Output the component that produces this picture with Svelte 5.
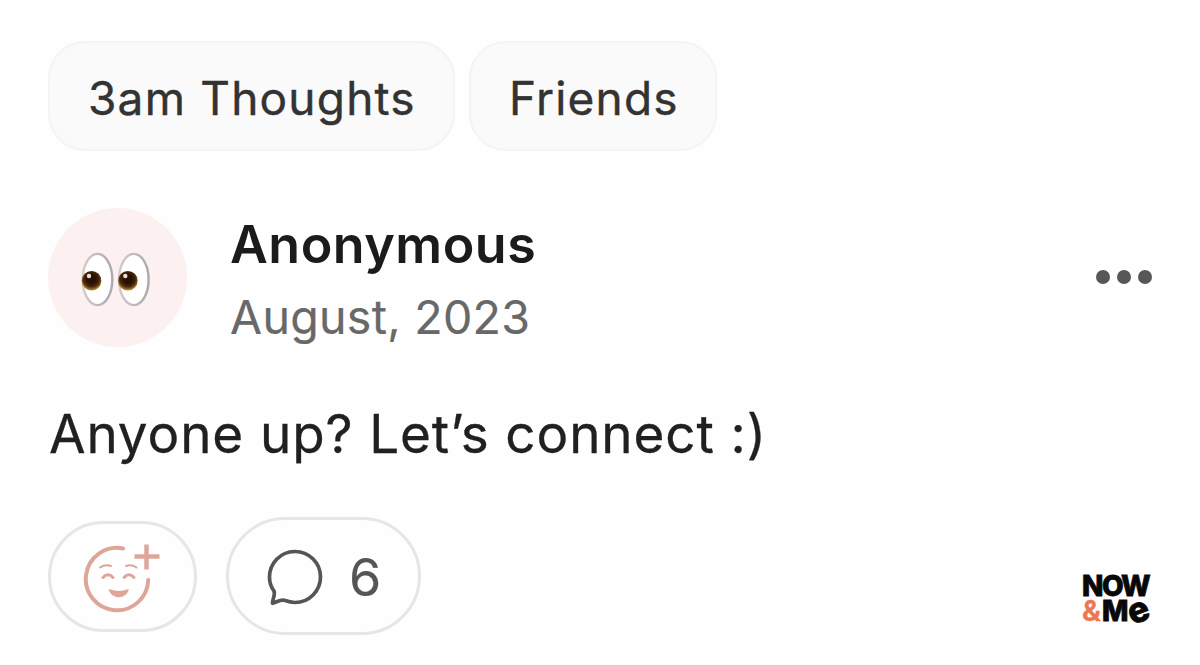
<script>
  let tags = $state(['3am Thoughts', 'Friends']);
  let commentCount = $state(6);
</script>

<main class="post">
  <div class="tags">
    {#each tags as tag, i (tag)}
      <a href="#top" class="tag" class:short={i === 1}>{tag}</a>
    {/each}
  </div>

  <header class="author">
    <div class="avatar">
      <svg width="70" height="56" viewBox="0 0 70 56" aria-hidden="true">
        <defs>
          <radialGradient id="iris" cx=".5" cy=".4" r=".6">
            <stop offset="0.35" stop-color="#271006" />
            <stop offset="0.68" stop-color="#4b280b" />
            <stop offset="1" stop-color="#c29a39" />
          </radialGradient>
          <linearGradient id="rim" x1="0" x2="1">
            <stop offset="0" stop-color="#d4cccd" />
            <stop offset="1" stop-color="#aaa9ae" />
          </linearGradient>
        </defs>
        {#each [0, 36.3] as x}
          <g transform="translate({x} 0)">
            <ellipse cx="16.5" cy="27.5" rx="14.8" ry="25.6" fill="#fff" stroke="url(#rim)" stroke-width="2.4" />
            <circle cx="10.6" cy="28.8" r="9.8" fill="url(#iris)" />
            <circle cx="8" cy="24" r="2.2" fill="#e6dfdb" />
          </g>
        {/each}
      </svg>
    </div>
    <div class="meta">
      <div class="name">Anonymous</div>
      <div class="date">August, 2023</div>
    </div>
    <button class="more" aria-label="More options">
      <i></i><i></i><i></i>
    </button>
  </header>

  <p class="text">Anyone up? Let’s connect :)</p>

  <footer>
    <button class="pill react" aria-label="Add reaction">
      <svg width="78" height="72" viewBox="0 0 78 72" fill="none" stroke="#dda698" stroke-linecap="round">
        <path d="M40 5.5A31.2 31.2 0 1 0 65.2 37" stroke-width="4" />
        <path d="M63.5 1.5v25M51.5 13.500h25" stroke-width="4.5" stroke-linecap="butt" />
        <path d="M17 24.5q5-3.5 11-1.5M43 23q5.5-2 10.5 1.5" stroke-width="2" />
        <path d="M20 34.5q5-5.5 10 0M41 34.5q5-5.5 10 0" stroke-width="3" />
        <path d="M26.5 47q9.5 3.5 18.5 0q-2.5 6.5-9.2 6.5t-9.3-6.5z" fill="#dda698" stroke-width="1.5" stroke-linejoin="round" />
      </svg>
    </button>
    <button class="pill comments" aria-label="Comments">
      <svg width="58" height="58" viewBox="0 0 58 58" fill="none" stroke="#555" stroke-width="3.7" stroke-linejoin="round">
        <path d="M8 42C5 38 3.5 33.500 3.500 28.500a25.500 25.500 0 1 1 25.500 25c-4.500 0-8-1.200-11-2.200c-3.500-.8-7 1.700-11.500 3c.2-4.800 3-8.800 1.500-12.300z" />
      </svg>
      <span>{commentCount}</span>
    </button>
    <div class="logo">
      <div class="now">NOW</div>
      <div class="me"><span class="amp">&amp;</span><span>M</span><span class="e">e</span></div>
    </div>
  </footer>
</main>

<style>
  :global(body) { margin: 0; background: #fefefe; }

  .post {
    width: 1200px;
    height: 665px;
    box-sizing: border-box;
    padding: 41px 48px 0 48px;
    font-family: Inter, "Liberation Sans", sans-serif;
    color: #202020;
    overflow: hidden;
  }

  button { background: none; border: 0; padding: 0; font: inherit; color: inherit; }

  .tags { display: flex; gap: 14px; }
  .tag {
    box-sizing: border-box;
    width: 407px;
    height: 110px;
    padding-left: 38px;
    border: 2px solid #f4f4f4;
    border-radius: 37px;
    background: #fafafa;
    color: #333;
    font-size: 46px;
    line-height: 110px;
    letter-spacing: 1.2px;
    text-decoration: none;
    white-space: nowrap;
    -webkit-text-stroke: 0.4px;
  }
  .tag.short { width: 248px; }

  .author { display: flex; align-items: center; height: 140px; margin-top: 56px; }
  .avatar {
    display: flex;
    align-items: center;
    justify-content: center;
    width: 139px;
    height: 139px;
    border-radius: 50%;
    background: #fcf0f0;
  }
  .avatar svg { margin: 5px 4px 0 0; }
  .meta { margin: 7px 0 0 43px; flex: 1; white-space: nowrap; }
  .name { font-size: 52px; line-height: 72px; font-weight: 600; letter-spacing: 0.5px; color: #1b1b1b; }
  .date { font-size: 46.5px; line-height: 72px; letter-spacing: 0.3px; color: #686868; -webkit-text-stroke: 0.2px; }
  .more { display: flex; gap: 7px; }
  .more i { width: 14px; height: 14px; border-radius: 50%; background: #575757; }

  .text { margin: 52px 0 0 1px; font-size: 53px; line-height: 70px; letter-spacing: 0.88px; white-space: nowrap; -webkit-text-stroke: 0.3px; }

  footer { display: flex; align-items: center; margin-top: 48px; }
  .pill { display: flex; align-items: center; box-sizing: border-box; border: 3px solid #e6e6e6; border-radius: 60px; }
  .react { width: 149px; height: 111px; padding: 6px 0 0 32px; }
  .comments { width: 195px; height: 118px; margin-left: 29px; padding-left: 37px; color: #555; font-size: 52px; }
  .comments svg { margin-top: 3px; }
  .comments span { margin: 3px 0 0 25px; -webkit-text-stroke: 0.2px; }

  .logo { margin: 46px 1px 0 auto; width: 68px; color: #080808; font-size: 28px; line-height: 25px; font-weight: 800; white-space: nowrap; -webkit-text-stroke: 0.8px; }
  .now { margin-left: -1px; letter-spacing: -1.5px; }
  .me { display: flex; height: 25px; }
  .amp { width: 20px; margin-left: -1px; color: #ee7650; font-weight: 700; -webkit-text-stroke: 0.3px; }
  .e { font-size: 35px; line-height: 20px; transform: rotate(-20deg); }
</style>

---*---

Problem to work on => Restate the listing above word for word, and skip the pictures.

Answer below =>
Output the component that produces this picture with Svelte 5.
<script>
  let tags = $state(['3am Thoughts', 'Friends']);
  let commentCount = $state(6);
</script>

<main class="post">
  <div class="tags">
    {#each tags as tag, i (tag)}
      <a href="#top" class="tag" class:short={i === 1}>{tag}</a>
    {/each}
  </div>

  <header class="author">
    <div class="avatar">
      <svg width="70" height="56" viewBox="0 0 70 56" aria-hidden="true">
        <defs>
          <radialGradient id="iris" cx=".5" cy=".4" r=".6">
            <stop offset="0.35" stop-color="#271006" />
            <stop offset="0.68" stop-color="#4b280b" />
            <stop offset="1" stop-color="#c29a39" />
          </radialGradient>
          <linearGradient id="rim" x1="0" x2="1">
            <stop offset="0" stop-color="#d4cccd" />
            <stop offset="1" stop-color="#aaa9ae" />
          </linearGradient>
        </defs>
        {#each [0, 36.3] as x}
          <g transform="translate({x} 0)">
            <ellipse cx="16.5" cy="27.5" rx="14.8" ry="25.6" fill="#fff" stroke="url(#rim)" stroke-width="2.4" />
            <circle cx="10.6" cy="28.8" r="9.8" fill="url(#iris)" />
            <circle cx="8" cy="24" r="2.2" fill="#e6dfdb" />
          </g>
        {/each}
      </svg>
    </div>
    <div class="meta">
      <div class="name">Anonymous</div>
      <div class="date">August, 2023</div>
    </div>
    <button class="more" aria-label="More options">
      <i></i><i></i><i></i>
    </button>
  </header>

  <p class="text">Anyone up? Let’s connect :)</p>

  <footer>
    <button class="pill react" aria-label="Add reaction">
      <svg width="78" height="72" viewBox="0 0 78 72" fill="none" stroke="#dda698" stroke-linecap="round">
        <path d="M40 5.5A31.2 31.2 0 1 0 65.2 37" stroke-width="4" />
        <path d="M63.5 1.5v25M51.5 13.500h25" stroke-width="4.5" stroke-linecap="butt" />
        <path d="M17 24.5q5-3.5 11-1.5M43 23q5.5-2 10.5 1.5" stroke-width="2" />
        <path d="M20 34.5q5-5.5 10 0M41 34.5q5-5.5 10 0" stroke-width="3" />
        <path d="M26.5 47q9.5 3.5 18.5 0q-2.5 6.5-9.2 6.5t-9.3-6.5z" fill="#dda698" stroke-width="1.5" stroke-linejoin="round" />
      </svg>
    </button>
    <button class="pill comments" aria-label="Comments">
      <svg width="58" height="58" viewBox="0 0 58 58" fill="none" stroke="#555" stroke-width="3.7" stroke-linejoin="round">
        <path d="M8 42C5 38 3.5 33.500 3.500 28.500a25.500 25.500 0 1 1 25.500 25c-4.500 0-8-1.200-11-2.200c-3.500-.8-7 1.700-11.500 3c.2-4.800 3-8.800 1.500-12.300z" />
      </svg>
      <span>{commentCount}</span>
    </button>
    <div class="logo">
      <div class="now">NOW</div>
      <div class="me"><span class="amp">&amp;</span><span>M</span><span class="e">e</span></div>
    </div>
  </footer>
</main>

<style>
  :global(body) { margin: 0; background: #fefefe; }

  .post {
    width: 1200px;
    height: 665px;
    box-sizing: border-box;
    padding: 41px 48px 0 48px;
    font-family: Inter, "Liberation Sans", sans-serif;
    color: #202020;
    overflow: hidden;
  }

  button { background: none; border: 0; padding: 0; font: inherit; color: inherit; }

  .tags { display: flex; gap: 14px; }
  .tag {
    box-sizing: border-box;
    width: 407px;
    height: 110px;
    padding-left: 38px;
    border: 2px solid #f4f4f4;
    border-radius: 37px;
    background: #fafafa;
    color: #333;
    font-size: 46px;
    line-height: 110px;
    letter-spacing: 1.2px;
    text-decoration: none;
    white-space: nowrap;
    -webkit-text-stroke: 0.4px;
  }
  .tag.short { width: 248px; }

  .author { display: flex; align-items: center; height: 140px; margin-top: 56px; }
  .avatar {
    display: flex;
    align-items: center;
    justify-content: center;
    width: 139px;
    height: 139px;
    border-radius: 50%;
    background: #fcf0f0;
  }
  .avatar svg { margin: 5px 4px 0 0; }
  .meta { margin: 7px 0 0 43px; flex: 1; white-space: nowrap; }
  .name { font-size: 52px; line-height: 72px; font-weight: 600; letter-spacing: 0.5px; color: #1b1b1b; }
  .date { font-size: 46.5px; line-height: 72px; letter-spacing: 0.3px; color: #686868; -webkit-text-stroke: 0.2px; }
  .more { display: flex; gap: 7px; }
  .more i { width: 14px; height: 14px; border-radius: 50%; background: #575757; }

  .text { margin: 52px 0 0 1px; font-size: 53px; line-height: 70px; letter-spacing: 0.88px; white-space: nowrap; -webkit-text-stroke: 0.3px; }

  footer { display: flex; align-items: center; margin-top: 48px; }
  .pill { display: flex; align-items: center; box-sizing: border-box; border: 3px solid #e6e6e6; border-radius: 60px; }
  .react { width: 149px; height: 111px; padding: 6px 0 0 32px; }
  .comments { width: 195px; height: 118px; margin-left: 29px; padding-left: 37px; color: #555; font-size: 52px; }
  .comments svg { margin-top: 3px; }
  .comments span { margin: 3px 0 0 25px; -webkit-text-stroke: 0.2px; }

  .logo { margin: 46px 1px 0 auto; width: 68px; color: #080808; font-size: 28px; line-height: 25px; font-weight: 800; white-space: nowrap; -webkit-text-stroke: 0.8px; }
  .now { margin-left: -1px; letter-spacing: -1.5px; }
  .me { display: flex; height: 25px; }
  .amp { width: 20px; margin-left: -1px; color: #ee7650; font-weight: 700; -webkit-text-stroke: 0.3px; }
  .e { font-size: 35px; line-height: 20px; transform: rotate(-20deg); }
</style>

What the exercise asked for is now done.